Horses have the largest eyes of all land mammals. They are prey animals and must be constantly aware of their surroundings. The position of their eyes enables them to see approximately 350 degrees. They have good day and night vision and can visualize blue, yellow, and green color patterns.
The cornea or clear part of the eye is one of the most sensitive tissues in a horse’s body. It is unique in that it lacks blood vessels and there is no pigment. It is composed of 4 layers with a combined total thickness of 1.0 to 1.5 mm. Damage to this portion of the eye is considered a medical emergency as the slightest abrasion (ulcer) to the cornea can rapidly threaten the future vision of that eye. Once the protective barrier of the cornea is compromised, bacteria and fungi invade and proliferate quickly due to the lack of blood vessels. Thus, early prevention is key!
Some of the more common medical conditions associated with an equine eye that can predispose it to a corneal ulcer include trauma, cancer, parasites, allergies, glaucoma, and uveitis.

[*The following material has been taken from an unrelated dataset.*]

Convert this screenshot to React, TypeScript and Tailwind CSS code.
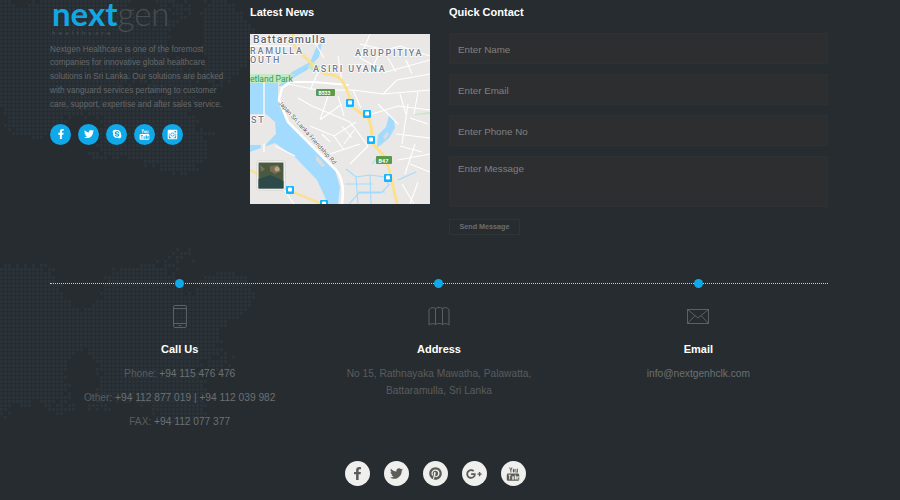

Early corneal ulcers may not be visible without certain stains that adhere to the damaged portion of the cornea. However, there are outward signs that your horse will show to indicate a problem with an eye. These may include one or more of the following: tearing, excessive blinking, eyelid is held partially closed, cloudy cornea, abnormal head posture, or sudden face/head shyness. Due to the variable signs and sensitive nature of the cornea, it is important to seek early diagnosis and treatment if such a condition is suspected.